Sorprendente ed appassionante esordio nel romanzo lungo di un’autrice specializzata in narrativa breve e saggistica, Tutto quel nero afferra il lettore sin dalle prime parole e lo fa scivolare nel delirio nero che vive la protagonista.

Cristiana Astori ha il merito inoltre di donare alla letteratura - non solo di genere - un nuovo e fenomenale personaggio che finora era apprezzato solo da una ristretta cerchia di intenditori: Soledad Miranda.

 

Soledad era un’attrice rivelazione del cinema spagnolo di genere negli anni Sessanta, e sin dal decennio successivo la sua vita ha assunto valenze misteriche e nebulose. Oggi Susanna - ragazza che vive il disagio dell’odierna società italiana, cioè la precarietà e la mancanza di fiducia nel futuro - riceve un incarico “strano” da una società altrettanto “strana”: deve ritrovare una rara e semisconosciuta pellicola che corrisponde al materiale girato per un vecchio documentario portoghese. C’è Soledad in quel film, e la pellicola negli anni si è conquistata l’aggettivo di “maledetta”: quale mai ne sarà la causa?

Susanna scopre ben presto un mondo sotterraneo ed inquietante che ignorava, fatto di appassionati-ossessionati di cimeli filmici e da cacciatori di pellicole con parecchio pelo sullo stomaco; ex dive dal comportamento bizzarro e collezionisti davvero poco raccomandabili. In un viaggio nel nero più nero - come quello d’una sala cinematografica o come quello d’un fotogramma di pellicola vuoto - Susanna vive un viaggio tanto infernale quanto oscuro, in cui l’unica luce guida paradossalmente è quella della più inquietante delle entità: Soledad.

 

Tutto quel nero è un romanzo che sfugge ad ogni catalogazione, in quanto abbraccia diversi generi letterari senza sposarne nessuno. È una luce che racconta il buio, quindi non può avere altra etichetta se non questa: buona letteratura.

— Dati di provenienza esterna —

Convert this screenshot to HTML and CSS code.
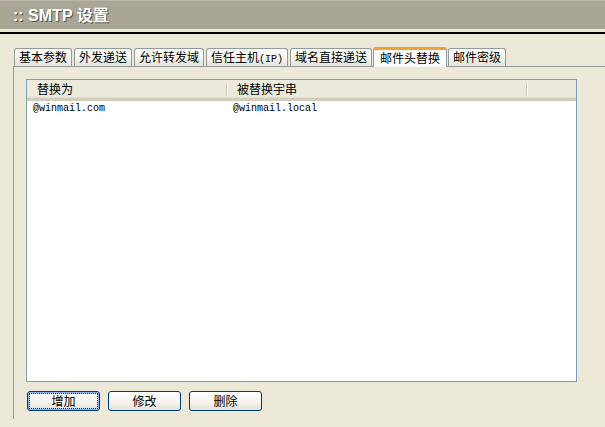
FILE: index.html
```html
<!DOCTYPE html>
<html>
<head>
<meta charset="utf-8">
<link rel="stylesheet" href="styles.css">
</head>
<body>
<div class="titlebar">:: SMTP 设置</div>
<div class="rule"></div>
<div class="tabs">
  <div class="tab">基本参数</div>
  <div class="tab">外发递送</div>
  <div class="tab">允许转发域</div>
  <div class="tab">信任主机<span class="half">(IP)</span></div>
  <div class="tab">域名直接递送</div>
  <div class="tab active">邮件头替换</div>
  <div class="tab">邮件密级</div>
</div>
<div class="panel">
  <div class="list">
    <div class="lhead">
      <div class="hcol c1">替换为</div>
      <div class="hcol c2">被替换宇串</div>
      <div class="hcol c3"></div>
    </div>
    <div class="row">
      <div class="cell c1">@winmail.com</div>
      <div class="cell c2">@winmail.local</div>
    </div>
  </div>
  <div class="buttons">
    <button class="btn focus"><span>增加</span></button>
    <button class="btn"><span>修改</span></button>
    <button class="btn"><span>删除</span></button>
  </div>
</div>
</body>
</html>
```
FILE: styles.css
```css
html, body {
  margin: 0;
  padding: 0;
}
body {
  background: #ece9d8;
  font-family: "Noto Sans CJK SC", "Liberation Sans", sans-serif;
  font-size: 12px;
  color: #000;
  width: 605px;
  height: 427px;
  overflow: hidden;
}
.titlebar {
  height: 29px;
  line-height: 30px;
  background: #a9a696;
  border-top: 1px solid #b8b5a6;
  box-sizing: border-box;
  padding-left: 13px;
  color: #fff;
  font-family: "Liberation Sans", "Noto Sans CJK SC", sans-serif;
  font-weight: bold;
  font-size: 16px;
  text-shadow: 1px 1px 0 #55544a;
}
.rule {
  margin-top: 3px;
  height: 2px;
  background: #000;
}
.tabs {
  display: flex;
  align-items: flex-end;
  gap: 2px;
  margin-top: 13px;
  padding-left: 14px;
  height: 19px;
  position: relative;
  z-index: 1;
}
.tab {
  height: 18px;
  box-sizing: border-box;
  border: 1px solid #919b9c;
  border-bottom: none;
  border-radius: 3px 3px 0 0;
  background: linear-gradient(#ffffff, #f3f2ec 60%, #e4e2d8);
  padding: 0 4px;
  line-height: 16px;
  font-size: 12px;
  white-space: nowrap;
}
.tab .half {
  font-family: "Liberation Mono", monospace;
  font-size: 10px;
}
.tab.active {
  height: 20px;
  margin-bottom: -1px;
  padding: 0 6px;
  background: #fcfcfe;
  border-top: 3px solid #f5b342;
  border-color: #f0a235 #919b9c #919b9c #919b9c;
  line-height: 15px;
  margin-left: -1px;
  margin-right: -1px;
}
.panel {
  margin-left: 13px;
  border-top: 1px solid #919b9c;
  border-left: 1px solid #919b9c;
  padding: 12px 0 0 12px;
  height: 340px;
}
.list {
  width: 551px;
  height: 303px;
  box-sizing: border-box;
  border: 1px solid #7f9db9;
  background: #fff;
}
.lhead {
  display: flex;
  height: 21px;
  box-sizing: border-box;
  background: #ebeadb;
  border-bottom: 3px solid #d0cdbd;
  box-shadow: inset 0 -1px 0 #e2e0d0;
}
.hcol {
  line-height: 18px;
  padding-left: 10px;
  box-sizing: border-box;
  position: relative;
}
.hcol.c1 { width: 200px; }
.hcol.c2 { width: 300px; }
.hcol.c3 { flex: 1; }
.hcol.c1::after,
.hcol.c2::after {
  content: "";
  position: absolute;
  right: 0;
  top: 4px;
  bottom: 2px;
  width: 1px;
  background: #c7c5b2;
  box-shadow: 1px 0 0 #fff;
}
.row {
  display: flex;
  height: 14px;
  margin-top: 1px;
  font-family: "Liberation Mono", "DejaVu Sans Mono", monospace;
  font-size: 10px;
  line-height: 14px;
}
.cell {
  padding-left: 6px;
  box-sizing: border-box;
}
.cell.c1 { width: 200px; }
.cell.c2 { width: 300px; }
.buttons {
  display: flex;
  gap: 8px;
  margin-top: 9px;
  padding-left: 1px;
}
.btn {
  width: 73px;
  height: 20px;
  box-sizing: border-box;
  border: 1px solid #003c74;
  border-radius: 3px;
  background: linear-gradient(#ffffff, #f4f3ee 60%, #e3e1d7);
  font-family: "Noto Sans CJK SC", sans-serif;
  font-size: 12px;
  line-height: 16px;
  padding: 0;
  color: #000;
}
.btn.focus {
  box-shadow: inset 0 0 0 1px #8eb1e8, inset 0 0 0 2px #b9d1f5;
}
.btn.focus span {
  display: block;
  margin: 1px;
  line-height: 14px;
  border: 1px dotted #333;
}
```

È un romanzo unico in quanto la fenomenale ricerca storica che ne è alla base può fare riferimento a scoperte incredibili non ancora a conoscenza del grande pubblico, il quale non può far altro che rimanere in balìa della Astori e lasciarsi guidare dal suo stile che solo all’apparenza è scorrevole, ma che in realtà penetra sotto la pelle e paralizza il lettore. Malgrado il romanzo si “beva” d’un sol fiato, ogni parola ha una propria caratura ed è studiata per l’effetto finale, quando i nodi vengono al pettine e tutte le trappole con cui l’autrice ha disseminato il testo scattano e imprigionano il lettore, che all’improvviso si ritrova invischiato... in tutto quel nero!

 

Ci sono romanzi che raccontano la realtà ed altri che l’inventano: il libro della Astori la crea. Crea un’iconologia legata al mondo in cui Soledad Miranda visse e in cui lasciò perennemente la sua impronta; raccontando l’aura di mistero che avvolge la donna in realtà crea il suo mito e stuzzica - con mano sapiente - la curiosità del lettore, che alla fine è più che convinto che quanto ha letto sia tutto vero. Per quanto l’autrice specifichi nella nota finale quanto sia reale e quanto romanzato, il lettore non può fare a meno di ignorarla e di credere... sentire che quanto raccontato è la realtà.

Fotogrammi misteriosi, donne che negano il loro viso ad una telecamera invadente ed inopportuna, pellicole maledette che donano morte invece di sogni, il vento che scompiglia i capelli di Soledad sulla strada dell’Estoril e il suo vestito che si agita e copre il sole ad intervalli di 24 fotogrammi al secondo. Tutto quel nero è un romanzo di sensazioni, di emozioni, ma anche di richiami visivi, di fotogrammi impressi nella mente che l’autrice ricompone per il proprio personale film.

E per ultimo - ma non da meno - è un romanzo di deliziose citazioni nascoste, di quegli omaggi mascherati che ogni lettore-spettatore ama riconoscere e cercare.

Rimane solo un enigma, in tutta questa storia: quanto tempo dovremo attendere il prossimo romanzo di Cristiana Astori?